EXERCISE INSTRUCTIONS:
Reproduce the listing below character for character; drop every image.

DATA SEGMENT:
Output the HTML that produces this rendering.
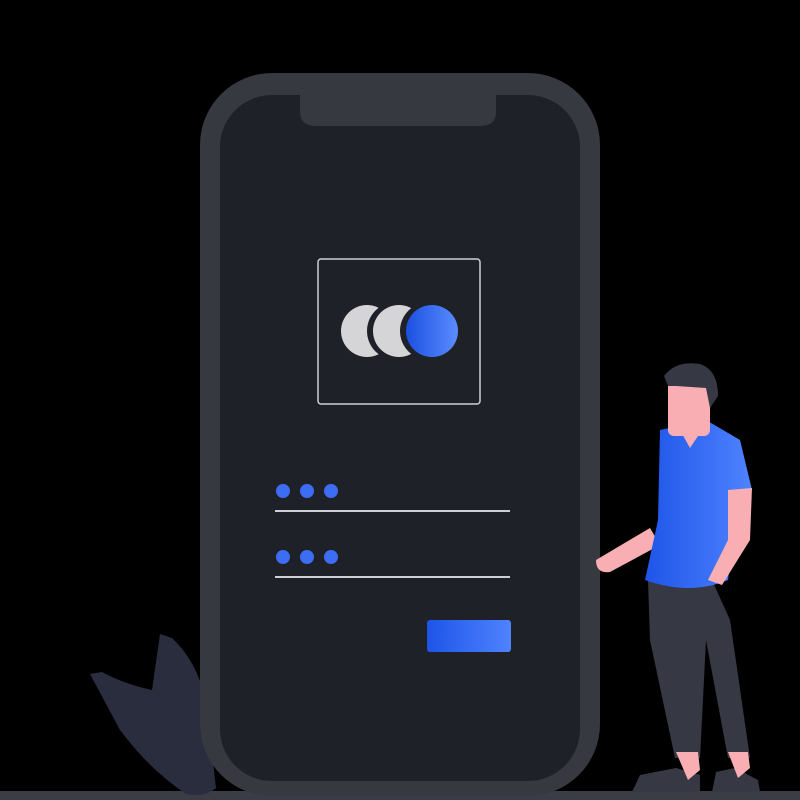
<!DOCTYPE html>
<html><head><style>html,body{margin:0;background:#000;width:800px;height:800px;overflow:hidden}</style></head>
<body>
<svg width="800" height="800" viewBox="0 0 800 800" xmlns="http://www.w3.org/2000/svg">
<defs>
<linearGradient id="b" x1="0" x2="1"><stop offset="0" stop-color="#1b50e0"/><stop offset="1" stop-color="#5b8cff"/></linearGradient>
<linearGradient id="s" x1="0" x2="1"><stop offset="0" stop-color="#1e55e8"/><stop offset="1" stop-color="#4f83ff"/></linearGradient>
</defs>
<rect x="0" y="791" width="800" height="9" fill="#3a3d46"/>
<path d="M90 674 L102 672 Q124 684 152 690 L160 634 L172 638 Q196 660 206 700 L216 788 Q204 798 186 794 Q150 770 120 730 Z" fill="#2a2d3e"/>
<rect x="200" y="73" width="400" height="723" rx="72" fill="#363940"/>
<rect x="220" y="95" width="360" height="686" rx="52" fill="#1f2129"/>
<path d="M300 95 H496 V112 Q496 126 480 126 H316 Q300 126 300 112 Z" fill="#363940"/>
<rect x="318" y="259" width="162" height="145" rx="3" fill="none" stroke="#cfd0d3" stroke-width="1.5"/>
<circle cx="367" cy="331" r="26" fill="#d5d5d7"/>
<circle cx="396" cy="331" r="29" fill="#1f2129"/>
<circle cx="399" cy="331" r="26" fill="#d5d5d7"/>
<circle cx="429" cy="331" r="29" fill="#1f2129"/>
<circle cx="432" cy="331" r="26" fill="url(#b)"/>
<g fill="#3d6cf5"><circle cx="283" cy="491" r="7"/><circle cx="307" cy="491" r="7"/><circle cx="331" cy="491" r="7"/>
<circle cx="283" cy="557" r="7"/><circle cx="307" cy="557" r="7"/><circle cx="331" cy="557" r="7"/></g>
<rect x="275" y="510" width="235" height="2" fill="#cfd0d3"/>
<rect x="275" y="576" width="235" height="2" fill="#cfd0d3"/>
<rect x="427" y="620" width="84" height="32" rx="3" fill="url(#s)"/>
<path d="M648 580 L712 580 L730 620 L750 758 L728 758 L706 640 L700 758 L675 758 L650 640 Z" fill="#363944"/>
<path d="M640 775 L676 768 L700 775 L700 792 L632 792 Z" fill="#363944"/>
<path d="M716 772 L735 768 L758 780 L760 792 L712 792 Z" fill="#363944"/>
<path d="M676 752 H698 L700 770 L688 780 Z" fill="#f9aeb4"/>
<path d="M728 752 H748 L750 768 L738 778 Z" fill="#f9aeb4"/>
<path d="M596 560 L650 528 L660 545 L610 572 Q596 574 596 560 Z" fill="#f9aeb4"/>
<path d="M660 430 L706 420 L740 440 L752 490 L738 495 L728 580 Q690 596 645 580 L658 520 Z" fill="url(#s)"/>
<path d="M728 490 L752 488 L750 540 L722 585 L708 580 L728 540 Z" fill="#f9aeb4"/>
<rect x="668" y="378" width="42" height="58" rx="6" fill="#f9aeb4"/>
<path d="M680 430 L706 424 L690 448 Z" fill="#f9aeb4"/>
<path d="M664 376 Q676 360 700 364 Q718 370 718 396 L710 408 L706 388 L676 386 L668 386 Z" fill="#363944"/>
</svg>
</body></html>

OUTPUT OF THE TASK:
Output the HTML that produces this rendering.
<!DOCTYPE html>
<html><head><style>html,body{margin:0;background:#000;width:800px;height:800px;overflow:hidden}</style></head>
<body>
<svg width="800" height="800" viewBox="0 0 800 800" xmlns="http://www.w3.org/2000/svg">
<defs>
<linearGradient id="b" x1="0" x2="1"><stop offset="0" stop-color="#1b50e0"/><stop offset="1" stop-color="#5b8cff"/></linearGradient>
<linearGradient id="s" x1="0" x2="1"><stop offset="0" stop-color="#1e55e8"/><stop offset="1" stop-color="#4f83ff"/></linearGradient>
</defs>
<rect x="0" y="791" width="800" height="9" fill="#3a3d46"/>
<path d="M90 674 L102 672 Q124 684 152 690 L160 634 L172 638 Q196 660 206 700 L216 788 Q204 798 186 794 Q150 770 120 730 Z" fill="#2a2d3e"/>
<rect x="200" y="73" width="400" height="723" rx="72" fill="#363940"/>
<rect x="220" y="95" width="360" height="686" rx="52" fill="#1f2129"/>
<path d="M300 95 H496 V112 Q496 126 480 126 H316 Q300 126 300 112 Z" fill="#363940"/>
<rect x="318" y="259" width="162" height="145" rx="3" fill="none" stroke="#cfd0d3" stroke-width="1.5"/>
<circle cx="367" cy="331" r="26" fill="#d5d5d7"/>
<circle cx="396" cy="331" r="29" fill="#1f2129"/>
<circle cx="399" cy="331" r="26" fill="#d5d5d7"/>
<circle cx="429" cy="331" r="29" fill="#1f2129"/>
<circle cx="432" cy="331" r="26" fill="url(#b)"/>
<g fill="#3d6cf5"><circle cx="283" cy="491" r="7"/><circle cx="307" cy="491" r="7"/><circle cx="331" cy="491" r="7"/>
<circle cx="283" cy="557" r="7"/><circle cx="307" cy="557" r="7"/><circle cx="331" cy="557" r="7"/></g>
<rect x="275" y="510" width="235" height="2" fill="#cfd0d3"/>
<rect x="275" y="576" width="235" height="2" fill="#cfd0d3"/>
<rect x="427" y="620" width="84" height="32" rx="3" fill="url(#s)"/>
<path d="M648 580 L712 580 L730 620 L750 758 L728 758 L706 640 L700 758 L675 758 L650 640 Z" fill="#363944"/>
<path d="M640 775 L676 768 L700 775 L700 792 L632 792 Z" fill="#363944"/>
<path d="M716 772 L735 768 L758 780 L760 792 L712 792 Z" fill="#363944"/>
<path d="M676 752 H698 L700 770 L688 780 Z" fill="#f9aeb4"/>
<path d="M728 752 H748 L750 768 L738 778 Z" fill="#f9aeb4"/>
<path d="M596 560 L650 528 L660 545 L610 572 Q596 574 596 560 Z" fill="#f9aeb4"/>
<path d="M660 430 L706 420 L740 440 L752 490 L738 495 L728 580 Q690 596 645 580 L658 520 Z" fill="url(#s)"/>
<path d="M728 490 L752 488 L750 540 L722 585 L708 580 L728 540 Z" fill="#f9aeb4"/>
<rect x="668" y="378" width="42" height="58" rx="6" fill="#f9aeb4"/>
<path d="M680 430 L706 424 L690 448 Z" fill="#f9aeb4"/>
<path d="M664 376 Q676 360 700 364 Q718 370 718 396 L710 408 L706 388 L676 386 L668 386 Z" fill="#363944"/>
</svg>
</body></html>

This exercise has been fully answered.